Background

Since the 1970s, forests in the Amazon region have been increasingly converted to pasturelands, human settlement areas, and natural resource extraction regions. By 2006, almost 95% of all deforestation in the Brazilian Amazon occurred within 5.5 km of roadways or less than 1 km from navigable rivers with a number of consequences for freshwater ecosystems, including changes in runoff characteristics. One measurable impact on the riparian system is greater discharge and increased sediment flux in the channels of the main rivers, which can be used as a proxy for ecosystem degradation (Coe et al., 2011; Costa et al.; 2003; Latrubesse et al.; 2009).

One means of understanding the impact of deforestation or mitigation through reforestation is by monitoring the sediment flux over time. This understanding of the dynamics of hydro-sedimentological processes in river basins provides critical data for decision-making and supports management planning for the rational use of natural resources. However, due to the logistical difficulties in measuring sediment flux in a distributed way through time and space, there is a significant opportunity to increase monitoring frequency of water bodies through satellite remote sensing.

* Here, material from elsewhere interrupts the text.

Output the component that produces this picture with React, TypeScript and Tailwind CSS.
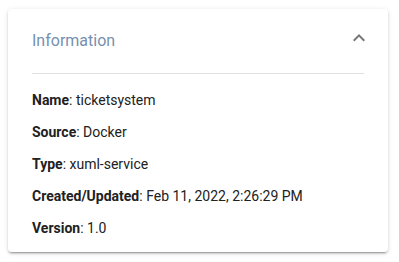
const rows: [string, string][] = [
  ['Name', 'ticketsystem'],
  ['Source', 'Docker'],
  ['Type', 'xuml-service'],
  ['Created/Updated', 'Feb 11, 2022, 2:26:29 PM'],
  ['Version', '1.0'],
];

export default function App() {
  return (
    <div className="min-h-screen bg-white px-2 pt-[9px] font-['Roboto',sans-serif]">
      <div className="w-[380px] h-[243px] rounded bg-white shadow-[0_3px_1px_-2px_rgba(0,0,0,0.2),0_2px_2px_0_rgba(0,0,0,0.14),0_1px_5px_0_rgba(0,0,0,0.12)]">
        <div className="flex items-start justify-between pl-6 pr-[17px] pt-5 pb-5">
          <h2 className="text-base leading-6 text-[#7690ae]">Information</h2>
          <svg viewBox="0 0 24 24" className="w-6 h-6 -mt-[3px] fill-[#757575]">
            <path d="M12 8l-6 6 1.41 1.41L12 10.83l4.59 4.58L18 14z" />
          </svg>
        </div>
        <div className="mx-6 h-px bg-[#e0e0e0]" />
        <div className="flex flex-col gap-3 px-6 pt-4">
          {rows.map(([k, v]) => (
            <div key={k} className="text-sm leading-5 text-[#212121]">
              <span className="font-bold">{k}</span>: {v}
            </div>
          ))}
        </div>
      </div>
    </div>
  );
}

New artificial intelligence techniques such as convolutional neural networks (CNN) have shown promising performance in the application of object detection and continuous forest structure estimation when combined with remote sensing imagery (Chang et al. 2019). The ability of CNNs to use contextual and other structural information found in imagery can often outperform traditional remote sensing approaches that are limited to spectral analysis alone. CNNs and other machine learning techniques present an opportunity to improve predictions of suspended sediment in river systems using satellite imagery.